L’ancienne députée libérale et aspirante chef, Martha Hall Findlay, reconnaît elle aussi que Justin Trudeau est l’élément incontournable de cette course. Quand on lui demande si elle est intéressée par la chefferie, elle répond de but en blanc : « Tout le monde ne parle que de Justin. On dirait presque qu’il n’a qu’à se pencher pour ramasser la couronne », dit-elle au Devoir. Elle ajoute : « Oui, absolument, ça m’intéresse. Est-ce que je suis décidée ? Non. Il y a beaucoup de travail à faire. En 2006, la course avait duré 10 mois. C’était long. C’était long. Ça vaut la peine de prendre l’été [pour y réfléchir]. On va voir ce qui va arriver avec Justin. »

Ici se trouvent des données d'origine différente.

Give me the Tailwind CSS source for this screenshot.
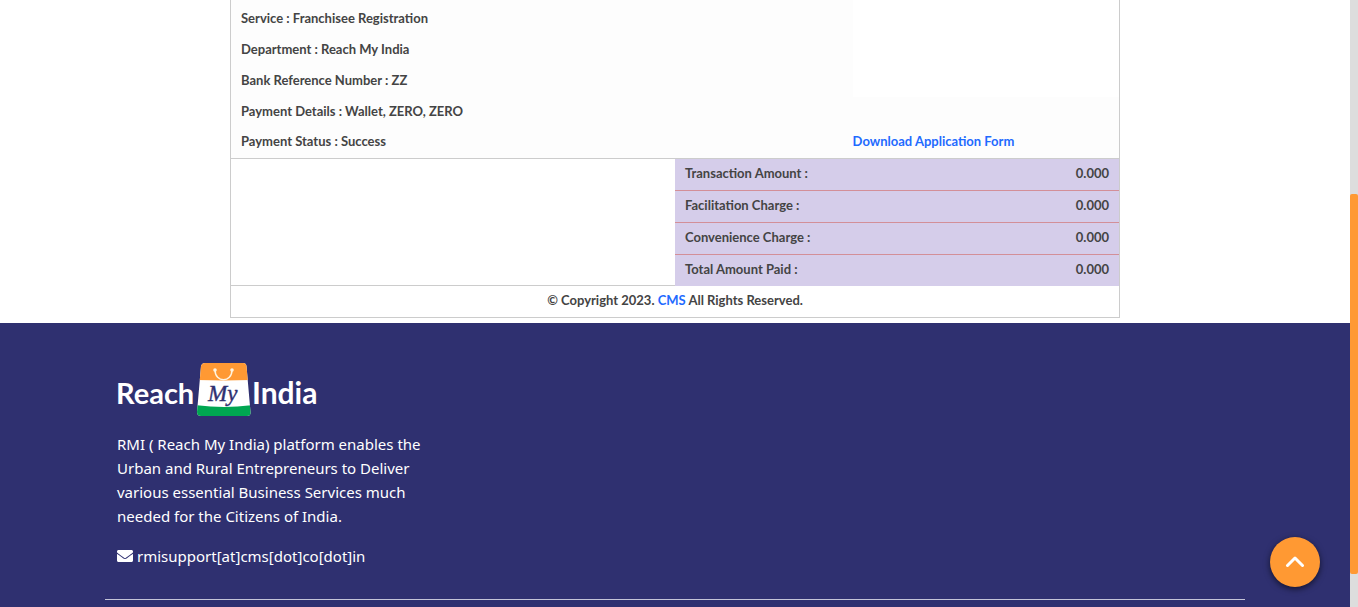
<!DOCTYPE html>
<html lang="en">
<head>
<meta charset="utf-8">
<meta name="viewport" content="width=device-width, initial-scale=1">
<title>Reach My India</title>
<script src="https://cdn.jsdelivr.net/npm/@tailwindcss/browser@4"></script>
</head>
<body class="flex min-h-screen bg-white">
<div class="flex min-w-0 flex-1 flex-col">
  <main class="mx-auto mb-[5px] w-full max-w-[890px] border border-t-0 border-[#ccc] font-['Lato',sans-serif] text-[13px] leading-[29px] font-bold text-[#444]">
    <section class="flex border-b border-[#ccc] bg-[#fdfdfd]">
      <div class="w-[70%] pt-1 pb-[2px] pl-[10px]">
        <p class="pb-[2px]">Service : Franchisee Registration</p>
        <p class="pb-[2px]">Department : Reach My India</p>
        <p class="pb-[2px]">Bank Reference Number : ZZ</p>
        <p class="pb-px">Payment Details : Wallet, ZERO, ZERO</p>
        <p>Payment Status : Success</p>
      </div>
      <div class="flex flex-1 flex-col pb-[2px]">
        <div class="mb-[30px] flex-1 bg-white"></div>
        <a href="#" class="text-[#1f6bff]">Download Application Form</a>
      </div>
    </section>
    <section class="flex">
      <div class="w-1/2 border-b border-[#ccc]"></div>
      <table class="w-1/2 border-collapse bg-[#d5cdea]">
        <tbody>
          <tr class="border-b border-[#d38f98]"><th scope="row" class="pb-[2px] pl-[10px] text-left">Transaction Amount :</th><td class="pr-[10px] pb-[2px] text-right">0.000</td></tr>
          <tr class="border-b border-[#d38f98]"><th scope="row" class="pb-[2px] pl-[10px] text-left">Facilitation Charge :</th><td class="pr-[10px] pb-[2px] text-right">0.000</td></tr>
          <tr class="border-b border-[#d38f98]"><th scope="row" class="pb-[2px] pl-[10px] text-left">Convenience Charge :</th><td class="pr-[10px] pb-[2px] text-right">0.000</td></tr>
          <tr><th scope="row" class="pb-[2px] pl-[10px] text-left">Total Amount Paid :</th><td class="pr-[10px] pb-[2px] text-right">0.000</td></tr>
        </tbody>
      </table>
    </section>
    <p class="pb-[2px] text-center">© Copyright 2023. <a href="#" class="text-[#1f6bff]">CMS</a> All Rights Reserved.</p>
  </main>
  <footer class="flex-1 bg-[#2f3070] pt-10 font-['Noto_Sans',sans-serif] text-[15px] leading-6 text-white">
    <div class="mx-auto max-w-[1140px] border-b border-[#c4c4d8] px-3 pb-[31px]">
      <svg class="h-[54px] w-[202px]" viewBox="0 0 202 54" role="img" aria-label="Reach My India">
        <defs><clipPath id="bag"><path d="M88 0H126Q129 0 129.500 3L133.500 49Q134 53 130 53H84Q80 53 80 49L84 3Q85 0 88 0Z"/></clipPath></defs>
        <g clip-path="url(#bag)">
          <path fill="#fff" d="M78 0H136V54H78Z"/>
          <path fill="#ff9933" d="M78 0H136V17Q107 18 78 17Z"/>
          <path fill="#00a651" d="M78 42Q107 46 136 42V54H78Z"/>
        </g>
        <path d="M98 7C98 20 115 20 115 7" fill="none" stroke="#fff4df" stroke-width="1.500"/>
        <circle cx="98" cy="7" r="1.800" fill="#fff4df"/><circle cx="115" cy="7" r="1.800" fill="#fff4df"/>
        <text x="-1" y="41" fill="#fff" class="font-['Lato',sans-serif] text-[29px] font-bold">Reach</text>
        <text x="91" y="38" fill="#2f3070" stroke="#2f3070" stroke-width="0.400" class="font-['Liberation_Serif',serif] text-[23px] italic">My</text>
        <text x="135" y="41" fill="#fff" class="font-['Lato',sans-serif] text-[30px] font-bold">India</text>
      </svg>
      <p class="mt-[15px] max-w-[320px]">RMI ( Reach My India) platform enables the Urban and Rural Entrepreneurs to Deliver various essential Business Services much needed for the Citizens of India.</p>
      <p class="mt-4 flex items-center gap-1">
        <svg class="size-4" viewBox="0 0 512 512" fill="currentColor" aria-hidden="true"><path d="M502.300 190.800c3.900-3.100 9.700-.2 9.700 4.700V400c0 26.500-21.500 48-48 48H48c-26.500 0-48-21.500-48-48V195.600c0-5 5.700-7.800 9.700-4.700 22.400 17.400 52.100 39.500 154.100 113.600 21.100 15.400 56.700 47.800 92.200 47.600 35.700.3 72-32.800 92.300-47.600 102-74.100 131.600-96.300 154-113.700zM256 320c23.200.4 56.600-29.200 73.400-41.400 132.700-96.300 142.800-104.700 173.400-128.700 5.800-4.500 9.200-11.500 9.200-18.900v-19c0-26.500-21.500-48-48-48H48c-26.500 0-48 21.500-48 48v19c0 7.400 3.400 14.300 9.200 18.900 30.600 23.900 40.700 32.400 173.400 128.700 16.800 12.200 50.200 41.800 73.400 41.400z"/></svg>
        rmisupport[at]cms[dot]co[dot]in
      </p>
    </div>
  </footer>
</div>
<div class="flex w-2 shrink-0 flex-col bg-[#ddd]" aria-hidden="true">
  <div class="h-[194px]"></div>
  <div class="h-[380px] rounded-xs bg-[#ff9933]"></div>
</div>
<button type="button" aria-label="Back to top" class="fixed right-[38px] bottom-5 flex size-[50px] items-center justify-center rounded-full bg-[#ff9933] shadow-[0_2px_6px_rgba(0,0,0,0.6)]">
  <svg class="h-3 w-5" viewBox="0 0 20 12" fill="none" stroke="#fff" stroke-width="3" stroke-linecap="round" stroke-linejoin="round" aria-hidden="true"><path d="M2.500 9.500L10 2L17.500 9.500"/></svg>
</button>
</body>
</html>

Certains libéraux discréditent sa candidature, car Mme Findlay traîne encore une dette de leadership de 60 000 $ et n’a pas su conserver son siège aux dernières élections. En entrevue, Gerard Kennedy, lui aussi candidat défait à la course en 2006, dit songer à se présenter de nouveau pour répondre au « profond désir de changement » qu’il sent au PLC.
Dans l’intérêt du parti
C’est à la réunion hebdomadaire du caucus que Bob Rae a annoncé sa décision de ne pas briguer la chefferie. Il restera chef intérimaire jusqu’à ce qu’un chef permanent lui succède, en avril 2013, comme il a été décidé hier soir. « J’ai conclu que la meilleure façon de servir mon parti est de ne pas me présenter au leadership, a-t-il expliqué. Ça n’a pas été une décision facile. […] Elle n’est pas arrivée rapidement, comme certains journalistes l’ont remarqué en me regardant patiner, danser et patiner encore. C’est néanmoins une décision avec laquelle je suis confortable. » Il n’a pas voulu dire en quoi sa candidature aurait été moins bonne pour le parti.